“It’s not our broadband that’s causing the problem, I’ve got fibre and I get 80 meg!”
This is a phrase that we, as an IT support company, hear regularly. The problem is, is that your 80 meg (or whatever speed you’ve been quoted) is only a small piece of the puzzle. You also need to consider the following:
In most cases, your upload speed is only a fraction of your download speed. To put that into numbers, if you have an 80mbps (aka 80 meg), your upload bandwidth is only likely to be between 5mbps and 20mbps. So why does that matter? It matters if you want to provide remote access to your IT systems for your team and it matters if you want a daily backup of your data to the cloud. This type of connection with a slower upload speed is referred to as “asynchronous”. If you want the same upload speed as download speed, you need a “synchronous” connection.
In simple terms, this is the measure of how long it takes a packet of data to leave your computer, reach its destination, and return back to your computer.

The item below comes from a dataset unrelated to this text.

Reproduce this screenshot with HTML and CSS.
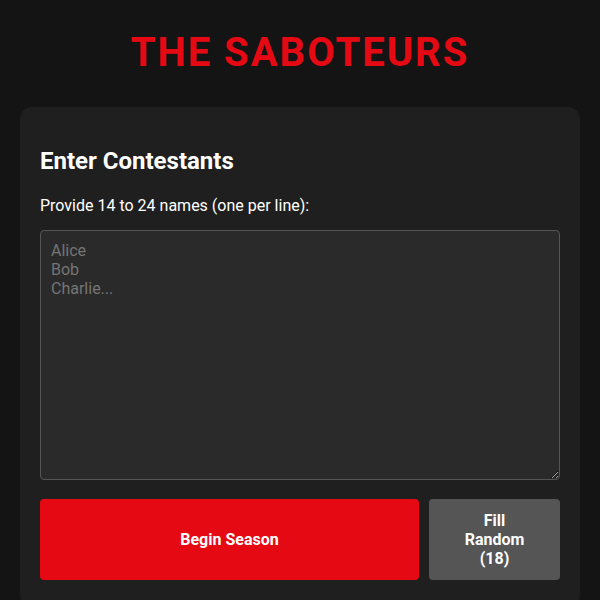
FILE: index.html
```html
<!DOCTYPE html>
<html>
<head>
<meta charset="utf-8">
<link rel="stylesheet" href="styles.css">
</head>
<body>
<h1 class="title">THE SABOTEURS</h1>
<div class="card">
  <h2 class="card-title">Enter Contestants</h2>
  <p class="hint">Provide 14 to 24 names (one per line):</p>
  <textarea class="names" placeholder="Alice&#10;Bob&#10;Charlie..."></textarea>
  <div class="actions">
    <button class="btn btn-primary">Begin Season</button>
    <button class="btn btn-secondary">Fill Random (18)</button>
  </div>
</div>
</body>
</html>
```
FILE: styles.css
```css
html, body {
  margin: 0;
  padding: 0;
  background: #141414;
  font-family: Roboto, "Liberation Sans", Arial, sans-serif;
  color: #ffffff;
}
body {
  padding: 0 20px;
}
.title {
  margin: 0;
  padding-top: 29px;
  padding-bottom: 31px;
  text-align: center;
  color: #e50914;
  font-size: 40px;
  font-weight: 700;
  letter-spacing: 2px;
  line-height: 47px;
}
.card {
  background: #1f1f1f;
  border-radius: 12px;
  padding: 40px 20px 20px;
  height: 500px;
  box-sizing: border-box;
}
.card-title {
  margin: 0;
  font-size: 24px;
  font-weight: 700;
  line-height: 28px;
}
.hint {
  margin: 21px 0 0;
  font-size: 16px;
  line-height: 19px;
}
.names {
  display: block;
  box-sizing: border-box;
  width: 100%;
  height: 250px;
  margin: 15px 0 0;
  padding: 10px;
  background: #2a2a2a;
  border: 1px solid #555555;
  border-radius: 4px;
  color: #ffffff;
  font-family: Roboto, "Liberation Sans", Arial, sans-serif;
  font-size: 16px;
  line-height: 19px;
  resize: vertical;
}
.names::placeholder {
  color: #757575;
}
.actions {
  display: flex;
  gap: 10px;
  margin-top: 19px;
}
.btn {
  border: none;
  border-radius: 4px;
  color: #ffffff;
  font-family: Roboto, "Liberation Sans", Arial, sans-serif;
  font-size: 16px;
  font-weight: 700;
  line-height: 19px;
  padding: 12px 30px;
  height: 81px;
}
.btn-primary {
  flex: 1;
  background: #e50914;
}
.btn-secondary {
  width: 131px;
  background: #555555;
}
```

Again, to put it into numbers, when testing against Google’s DNS servers you would expect something like:-
- Enterprise class leased line 1-10 milliseconds
- Business or Home ADSL / VDSL line 20-50 milliseconds
- Mobile phone internet 70-300 milliseconds
- Satellite broadband
If you’re looking at the BBC News, YouTube or Netflix then poor latency won’t really affect you too much. But, when it comes to real-time traffic such as voice and video calling and remote access it can make it unusable if the latency is too high.
When browsing the internet or using other applications that use the internet, millions of data packets are sent back and forth between the website or the cloud server. These packets, when traversing the public internet, don’t always take the same route as each other. They can take longer to arrive at their destination and are therefore received in a different order to which they were transmitted.

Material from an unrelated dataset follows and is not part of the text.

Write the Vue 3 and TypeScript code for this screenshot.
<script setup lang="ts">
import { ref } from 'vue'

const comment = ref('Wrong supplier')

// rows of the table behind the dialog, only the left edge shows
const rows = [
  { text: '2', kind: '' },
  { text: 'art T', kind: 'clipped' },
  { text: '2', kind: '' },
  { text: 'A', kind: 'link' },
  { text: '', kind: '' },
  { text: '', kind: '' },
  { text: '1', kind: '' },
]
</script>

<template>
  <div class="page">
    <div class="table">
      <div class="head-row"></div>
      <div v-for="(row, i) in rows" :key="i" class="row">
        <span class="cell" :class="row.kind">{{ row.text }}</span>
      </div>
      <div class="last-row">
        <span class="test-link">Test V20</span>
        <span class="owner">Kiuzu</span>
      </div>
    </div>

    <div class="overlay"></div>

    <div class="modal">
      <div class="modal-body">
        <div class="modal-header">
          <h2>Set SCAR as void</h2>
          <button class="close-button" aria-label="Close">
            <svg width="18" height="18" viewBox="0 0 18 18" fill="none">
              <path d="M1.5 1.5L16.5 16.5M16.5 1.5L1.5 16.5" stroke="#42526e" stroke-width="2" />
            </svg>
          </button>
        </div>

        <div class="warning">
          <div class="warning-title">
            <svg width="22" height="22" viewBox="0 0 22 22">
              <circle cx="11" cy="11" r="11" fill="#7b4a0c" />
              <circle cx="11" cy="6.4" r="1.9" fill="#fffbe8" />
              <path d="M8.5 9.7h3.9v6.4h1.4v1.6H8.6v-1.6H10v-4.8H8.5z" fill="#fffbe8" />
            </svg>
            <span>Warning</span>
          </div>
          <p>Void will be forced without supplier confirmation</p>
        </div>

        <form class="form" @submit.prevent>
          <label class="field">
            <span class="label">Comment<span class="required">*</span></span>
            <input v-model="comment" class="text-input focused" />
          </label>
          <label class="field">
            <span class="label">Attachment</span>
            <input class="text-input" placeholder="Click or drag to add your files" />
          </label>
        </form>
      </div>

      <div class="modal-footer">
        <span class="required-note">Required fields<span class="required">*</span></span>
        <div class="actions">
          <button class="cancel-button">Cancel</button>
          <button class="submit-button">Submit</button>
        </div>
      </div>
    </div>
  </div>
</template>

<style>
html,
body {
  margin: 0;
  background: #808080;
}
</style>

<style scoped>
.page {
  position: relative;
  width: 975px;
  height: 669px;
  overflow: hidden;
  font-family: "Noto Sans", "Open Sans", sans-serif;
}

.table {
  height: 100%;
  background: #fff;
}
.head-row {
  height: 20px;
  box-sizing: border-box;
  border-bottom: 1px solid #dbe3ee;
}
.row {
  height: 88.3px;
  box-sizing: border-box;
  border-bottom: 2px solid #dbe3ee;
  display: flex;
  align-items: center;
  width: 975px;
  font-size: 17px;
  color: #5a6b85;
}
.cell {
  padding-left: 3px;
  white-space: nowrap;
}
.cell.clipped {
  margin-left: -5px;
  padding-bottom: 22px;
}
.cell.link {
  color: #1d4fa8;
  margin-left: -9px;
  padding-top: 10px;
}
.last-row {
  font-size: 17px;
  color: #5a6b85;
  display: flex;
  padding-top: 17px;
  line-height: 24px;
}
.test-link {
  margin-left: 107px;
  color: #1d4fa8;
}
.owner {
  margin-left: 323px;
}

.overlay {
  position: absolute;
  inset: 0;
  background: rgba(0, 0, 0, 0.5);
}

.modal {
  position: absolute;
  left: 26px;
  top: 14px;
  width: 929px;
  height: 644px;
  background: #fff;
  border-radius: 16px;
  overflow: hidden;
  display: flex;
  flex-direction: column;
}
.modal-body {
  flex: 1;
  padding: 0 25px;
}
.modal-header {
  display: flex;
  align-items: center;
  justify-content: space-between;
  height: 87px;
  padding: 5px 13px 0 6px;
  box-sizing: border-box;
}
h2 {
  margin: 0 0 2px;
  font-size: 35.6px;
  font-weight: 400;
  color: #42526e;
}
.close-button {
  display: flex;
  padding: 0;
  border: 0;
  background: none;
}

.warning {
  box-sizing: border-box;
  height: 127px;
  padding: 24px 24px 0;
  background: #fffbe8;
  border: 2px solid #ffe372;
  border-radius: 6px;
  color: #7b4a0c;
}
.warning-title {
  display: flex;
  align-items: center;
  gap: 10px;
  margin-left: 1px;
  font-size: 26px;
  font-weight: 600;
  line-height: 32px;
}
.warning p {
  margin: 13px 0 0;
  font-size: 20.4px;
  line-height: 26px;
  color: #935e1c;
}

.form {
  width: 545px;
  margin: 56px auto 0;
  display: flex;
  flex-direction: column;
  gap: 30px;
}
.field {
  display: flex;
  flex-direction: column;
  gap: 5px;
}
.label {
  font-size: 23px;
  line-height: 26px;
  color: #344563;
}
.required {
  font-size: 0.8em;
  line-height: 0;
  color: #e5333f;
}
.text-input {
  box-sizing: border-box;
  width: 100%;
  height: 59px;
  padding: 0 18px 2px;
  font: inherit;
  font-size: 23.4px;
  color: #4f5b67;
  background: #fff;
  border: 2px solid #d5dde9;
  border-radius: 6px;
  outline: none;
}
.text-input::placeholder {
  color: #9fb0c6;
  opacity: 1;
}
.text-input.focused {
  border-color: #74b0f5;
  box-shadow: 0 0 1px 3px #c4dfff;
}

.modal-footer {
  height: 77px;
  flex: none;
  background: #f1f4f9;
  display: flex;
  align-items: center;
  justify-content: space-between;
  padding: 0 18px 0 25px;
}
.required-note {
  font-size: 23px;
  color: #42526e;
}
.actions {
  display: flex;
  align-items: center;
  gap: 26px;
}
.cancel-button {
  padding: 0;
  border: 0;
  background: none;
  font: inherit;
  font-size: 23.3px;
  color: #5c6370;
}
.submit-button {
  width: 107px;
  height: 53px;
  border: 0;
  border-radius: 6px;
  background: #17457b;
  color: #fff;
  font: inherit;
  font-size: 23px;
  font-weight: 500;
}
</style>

Again, this doesn’t affect such services as BBC News, YouTube, Netflix, but when it comes to real-time internet traffic such as voice and video calling and remote access it can give a really poor experience.
Whilst you may have been quoted a certain speed by your ISP, such as 80 meg, if everyone maxxed out their broadband, typically, you wouldn’t get anywhere near what has been quoted by your ISP because it is shared by all other users at a national level. The figure that is quoted by your ISP is a maximum under optimum conditions. If you need guaranteed bandwidth, you need to consider an enterprise class leased line.

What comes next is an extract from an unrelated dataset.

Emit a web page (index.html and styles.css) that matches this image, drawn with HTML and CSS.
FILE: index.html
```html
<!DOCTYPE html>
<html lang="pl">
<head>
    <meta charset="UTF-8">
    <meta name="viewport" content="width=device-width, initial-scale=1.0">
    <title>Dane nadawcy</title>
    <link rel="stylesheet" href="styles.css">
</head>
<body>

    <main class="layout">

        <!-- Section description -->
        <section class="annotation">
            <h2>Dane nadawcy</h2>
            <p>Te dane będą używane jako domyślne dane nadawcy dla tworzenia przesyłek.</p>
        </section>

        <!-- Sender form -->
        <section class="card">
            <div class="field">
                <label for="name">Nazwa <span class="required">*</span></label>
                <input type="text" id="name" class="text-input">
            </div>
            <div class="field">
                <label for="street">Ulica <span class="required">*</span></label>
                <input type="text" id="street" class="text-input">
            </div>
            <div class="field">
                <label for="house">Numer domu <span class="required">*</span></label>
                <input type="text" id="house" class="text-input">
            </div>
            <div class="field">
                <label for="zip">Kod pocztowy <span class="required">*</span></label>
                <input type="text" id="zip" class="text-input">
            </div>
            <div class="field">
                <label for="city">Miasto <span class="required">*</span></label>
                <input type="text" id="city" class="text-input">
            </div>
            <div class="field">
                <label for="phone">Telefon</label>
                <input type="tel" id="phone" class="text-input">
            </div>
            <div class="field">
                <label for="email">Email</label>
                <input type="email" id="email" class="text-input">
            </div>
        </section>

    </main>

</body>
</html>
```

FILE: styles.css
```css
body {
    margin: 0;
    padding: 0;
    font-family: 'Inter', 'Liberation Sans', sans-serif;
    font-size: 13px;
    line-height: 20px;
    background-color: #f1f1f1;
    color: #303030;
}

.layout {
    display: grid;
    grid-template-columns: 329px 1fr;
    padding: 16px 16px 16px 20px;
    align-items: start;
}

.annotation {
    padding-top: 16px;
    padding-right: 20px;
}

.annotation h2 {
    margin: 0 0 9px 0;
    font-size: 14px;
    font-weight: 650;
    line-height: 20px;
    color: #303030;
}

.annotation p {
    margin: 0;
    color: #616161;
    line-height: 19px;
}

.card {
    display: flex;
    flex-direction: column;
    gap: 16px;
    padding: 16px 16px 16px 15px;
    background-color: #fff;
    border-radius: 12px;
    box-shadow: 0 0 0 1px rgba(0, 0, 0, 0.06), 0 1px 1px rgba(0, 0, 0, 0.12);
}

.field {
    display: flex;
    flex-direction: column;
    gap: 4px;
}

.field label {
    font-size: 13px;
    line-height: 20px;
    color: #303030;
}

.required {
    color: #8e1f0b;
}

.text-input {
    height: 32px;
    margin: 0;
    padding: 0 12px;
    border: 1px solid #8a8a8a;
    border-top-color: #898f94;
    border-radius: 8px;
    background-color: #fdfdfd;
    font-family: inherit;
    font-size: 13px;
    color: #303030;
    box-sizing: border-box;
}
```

Your choice of router has an important part to play with the performance of your internet, especially in a business environment. 2 specific areas where performance can be affected is:-
- If there are more than 10 users are on your network – the more users you have on the network, the more “NAT sessions” are created. It’s not unusual to see upwards of 100 x NAT sessions per user, and of course that means using extra processor resource.
- Encryption of traffic is typically used when you have users using an encrypted VPN tunnel to gain access to your systems from a remote location such as home. On some of the entry level routers out there, it can put an enormous strain on the resources of the router, and as such, it can be very unreliable for everyone involved.
The other end
You may have an enterprise class synchronous leased line, with low latency, and an enterprise class router, but if the connection at the other end is poor, there is very little you can do about that. Even websites and other cloud services experience performance issues too.
The physical copper line
Poor speeds or unreliable broadband can be indicative of a fault with the line. Whilst you may have brand new “fibre-broadband”, this is typically only fibre optic cables from the local Exchange to the green cabinets near your home. After that, it is traditional copper cabling from the green cabinets to your home.
Wired or WiFi
There is no doubt that a wire will always work better than wireless in any situation. It is more of a question of what suits your needs best for the task in hand.
If you’re experiencing a problem with your internet connection, it is one of the first suggestions any IT professional will ask you, “are you using WiFi or a network cable?”
If your computer is generally slow, it is highly likely that your experience on the internet will also be slow. Check with other users on the network to see what their experience is like.